Trading Outlook and Risk Zones: Strategy for EUR/USD Bulls and Bears
Trading strategy should adapt to current volatility. Bullish positions can be considered from $1.1385, targeting $1.1560, with stops at $1.1290. For bears, the resistance zone at $1.1640 offers an entry point for shorts, with a target back at $1.1400 and a stop above $1.1710. Given technical and macro factors, traders must be cautious ahead of both Fed and ECB decisions.
The key is watching the volume response to price near $1.1545–$1.1570. If EUR/USD fails again here, it’s a warning sign that bulls are running out of steam. Conversely, reclaiming this area with force would suggest macro fears are abating and the euro may climb further.

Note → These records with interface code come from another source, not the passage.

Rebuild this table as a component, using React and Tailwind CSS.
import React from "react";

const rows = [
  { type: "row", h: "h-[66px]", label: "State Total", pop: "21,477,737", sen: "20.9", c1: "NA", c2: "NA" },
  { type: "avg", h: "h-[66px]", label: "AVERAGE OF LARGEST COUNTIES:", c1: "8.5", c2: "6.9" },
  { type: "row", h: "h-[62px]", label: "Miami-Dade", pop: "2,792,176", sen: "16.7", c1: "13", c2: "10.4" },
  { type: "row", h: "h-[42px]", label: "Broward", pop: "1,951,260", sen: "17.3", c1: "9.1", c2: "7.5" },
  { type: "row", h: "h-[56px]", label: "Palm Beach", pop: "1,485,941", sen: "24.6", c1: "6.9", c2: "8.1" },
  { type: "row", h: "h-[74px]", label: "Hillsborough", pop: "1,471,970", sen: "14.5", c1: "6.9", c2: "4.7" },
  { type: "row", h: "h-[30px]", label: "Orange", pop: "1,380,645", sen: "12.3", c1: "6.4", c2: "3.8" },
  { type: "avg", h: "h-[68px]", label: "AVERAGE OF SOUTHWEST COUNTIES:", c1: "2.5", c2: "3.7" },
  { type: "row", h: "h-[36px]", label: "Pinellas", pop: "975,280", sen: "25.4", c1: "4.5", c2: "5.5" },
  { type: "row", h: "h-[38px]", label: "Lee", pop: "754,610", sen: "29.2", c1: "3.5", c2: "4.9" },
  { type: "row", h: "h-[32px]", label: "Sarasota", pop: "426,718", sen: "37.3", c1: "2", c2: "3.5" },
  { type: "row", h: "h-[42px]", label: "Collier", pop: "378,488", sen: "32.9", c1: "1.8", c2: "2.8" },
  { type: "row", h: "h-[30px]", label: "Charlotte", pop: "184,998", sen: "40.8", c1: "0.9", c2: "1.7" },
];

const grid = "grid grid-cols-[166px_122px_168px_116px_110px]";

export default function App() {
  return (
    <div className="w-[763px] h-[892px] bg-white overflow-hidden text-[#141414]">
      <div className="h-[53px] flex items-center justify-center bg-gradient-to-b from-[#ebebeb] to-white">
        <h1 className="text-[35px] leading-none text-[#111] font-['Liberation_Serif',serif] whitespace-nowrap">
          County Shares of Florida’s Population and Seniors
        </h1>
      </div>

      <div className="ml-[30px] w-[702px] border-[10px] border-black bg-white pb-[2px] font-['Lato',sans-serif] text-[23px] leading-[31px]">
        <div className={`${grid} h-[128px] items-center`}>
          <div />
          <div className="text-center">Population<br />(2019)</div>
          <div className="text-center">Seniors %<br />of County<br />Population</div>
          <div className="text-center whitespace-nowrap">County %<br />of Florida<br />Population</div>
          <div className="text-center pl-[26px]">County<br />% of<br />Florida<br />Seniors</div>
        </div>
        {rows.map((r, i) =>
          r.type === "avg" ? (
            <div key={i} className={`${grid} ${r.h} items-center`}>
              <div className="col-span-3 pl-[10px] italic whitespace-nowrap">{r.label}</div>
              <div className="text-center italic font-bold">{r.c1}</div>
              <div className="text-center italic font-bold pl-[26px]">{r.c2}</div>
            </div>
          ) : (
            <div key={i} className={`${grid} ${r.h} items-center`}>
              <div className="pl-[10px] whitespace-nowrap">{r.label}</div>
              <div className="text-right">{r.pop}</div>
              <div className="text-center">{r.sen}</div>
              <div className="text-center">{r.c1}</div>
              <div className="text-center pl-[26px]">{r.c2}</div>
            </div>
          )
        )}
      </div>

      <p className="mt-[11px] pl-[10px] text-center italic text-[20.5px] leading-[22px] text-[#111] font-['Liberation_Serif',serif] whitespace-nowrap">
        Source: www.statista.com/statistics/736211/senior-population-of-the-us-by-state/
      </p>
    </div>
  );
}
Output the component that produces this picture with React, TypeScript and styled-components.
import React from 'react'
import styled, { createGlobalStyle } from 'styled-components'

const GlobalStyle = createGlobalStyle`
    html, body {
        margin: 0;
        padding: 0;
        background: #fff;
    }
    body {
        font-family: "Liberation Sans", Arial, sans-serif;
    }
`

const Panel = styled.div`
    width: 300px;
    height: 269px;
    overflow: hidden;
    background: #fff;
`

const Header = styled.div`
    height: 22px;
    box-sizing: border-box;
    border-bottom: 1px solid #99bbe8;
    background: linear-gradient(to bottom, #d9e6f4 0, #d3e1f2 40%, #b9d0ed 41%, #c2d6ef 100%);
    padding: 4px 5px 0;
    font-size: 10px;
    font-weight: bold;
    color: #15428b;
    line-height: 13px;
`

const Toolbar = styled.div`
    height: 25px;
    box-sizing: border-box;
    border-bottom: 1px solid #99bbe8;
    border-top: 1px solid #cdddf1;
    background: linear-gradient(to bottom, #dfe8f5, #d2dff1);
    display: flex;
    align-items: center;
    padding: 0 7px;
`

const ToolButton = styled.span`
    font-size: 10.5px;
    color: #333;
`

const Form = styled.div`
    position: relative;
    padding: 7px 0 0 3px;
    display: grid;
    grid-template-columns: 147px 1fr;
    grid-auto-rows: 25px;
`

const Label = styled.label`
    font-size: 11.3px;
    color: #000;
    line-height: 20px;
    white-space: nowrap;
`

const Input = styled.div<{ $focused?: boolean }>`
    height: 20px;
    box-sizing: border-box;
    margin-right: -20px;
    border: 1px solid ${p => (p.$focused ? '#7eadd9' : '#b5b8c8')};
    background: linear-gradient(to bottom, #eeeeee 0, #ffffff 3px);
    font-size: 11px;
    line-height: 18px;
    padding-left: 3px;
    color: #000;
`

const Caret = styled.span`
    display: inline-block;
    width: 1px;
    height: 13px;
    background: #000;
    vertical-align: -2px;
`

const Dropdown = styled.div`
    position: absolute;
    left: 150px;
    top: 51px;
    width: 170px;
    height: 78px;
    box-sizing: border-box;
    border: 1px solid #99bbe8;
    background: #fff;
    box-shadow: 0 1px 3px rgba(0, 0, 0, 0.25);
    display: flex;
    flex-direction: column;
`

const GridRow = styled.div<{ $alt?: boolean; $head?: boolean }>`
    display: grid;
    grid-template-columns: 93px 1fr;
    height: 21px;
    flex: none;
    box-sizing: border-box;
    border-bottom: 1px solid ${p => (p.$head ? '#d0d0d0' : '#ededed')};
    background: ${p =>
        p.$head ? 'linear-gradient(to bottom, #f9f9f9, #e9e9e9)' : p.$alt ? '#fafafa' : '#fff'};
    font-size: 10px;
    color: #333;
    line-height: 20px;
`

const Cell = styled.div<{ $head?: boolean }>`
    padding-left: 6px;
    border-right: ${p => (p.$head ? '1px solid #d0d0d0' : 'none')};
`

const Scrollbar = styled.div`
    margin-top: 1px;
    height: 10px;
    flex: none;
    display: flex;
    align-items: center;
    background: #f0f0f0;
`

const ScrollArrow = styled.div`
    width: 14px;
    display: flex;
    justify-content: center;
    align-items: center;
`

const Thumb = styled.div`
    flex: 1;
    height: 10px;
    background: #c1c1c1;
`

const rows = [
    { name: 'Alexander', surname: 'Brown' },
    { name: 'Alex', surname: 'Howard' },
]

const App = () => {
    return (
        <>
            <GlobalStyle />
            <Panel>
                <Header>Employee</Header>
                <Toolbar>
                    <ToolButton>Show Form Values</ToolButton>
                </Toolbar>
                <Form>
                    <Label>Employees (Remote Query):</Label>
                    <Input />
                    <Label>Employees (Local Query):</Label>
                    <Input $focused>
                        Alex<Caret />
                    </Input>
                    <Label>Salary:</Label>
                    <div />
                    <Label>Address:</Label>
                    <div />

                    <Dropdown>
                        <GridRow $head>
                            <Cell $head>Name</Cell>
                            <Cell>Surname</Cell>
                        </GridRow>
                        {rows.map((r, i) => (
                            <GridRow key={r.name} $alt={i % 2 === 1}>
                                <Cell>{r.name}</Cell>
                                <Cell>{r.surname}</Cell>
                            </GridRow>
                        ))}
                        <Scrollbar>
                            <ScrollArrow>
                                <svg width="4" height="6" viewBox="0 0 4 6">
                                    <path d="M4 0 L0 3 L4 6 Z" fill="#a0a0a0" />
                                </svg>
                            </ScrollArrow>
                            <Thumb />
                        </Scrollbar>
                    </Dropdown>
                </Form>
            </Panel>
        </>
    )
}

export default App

Verdict: EUR/USD Is a Tactical Hold With Bearish Tilt Until Fed Signal Shifts
At $1.1509, EUR/USD sits on a knife’s edge. While weak US data and an increasingly dovish Fed setup are bearish for the dollar, war escalation and energy prices cap euro upside. With Middle East tensions unresolved, oil spiking, and the ECB potentially nearing peak rates, upside in EUR/USD looks limited without a clear Fed pivot.
Position: Hold, with a bearish tilt unless $1.1545 is cleared with conviction. A break below $1.1470 would confirm downside toward $1.1370. Only a dovish Fed, a Trump silence, and energy relief can unlock upside back to $1.1630+. Until then, range-bound chop remains the base case.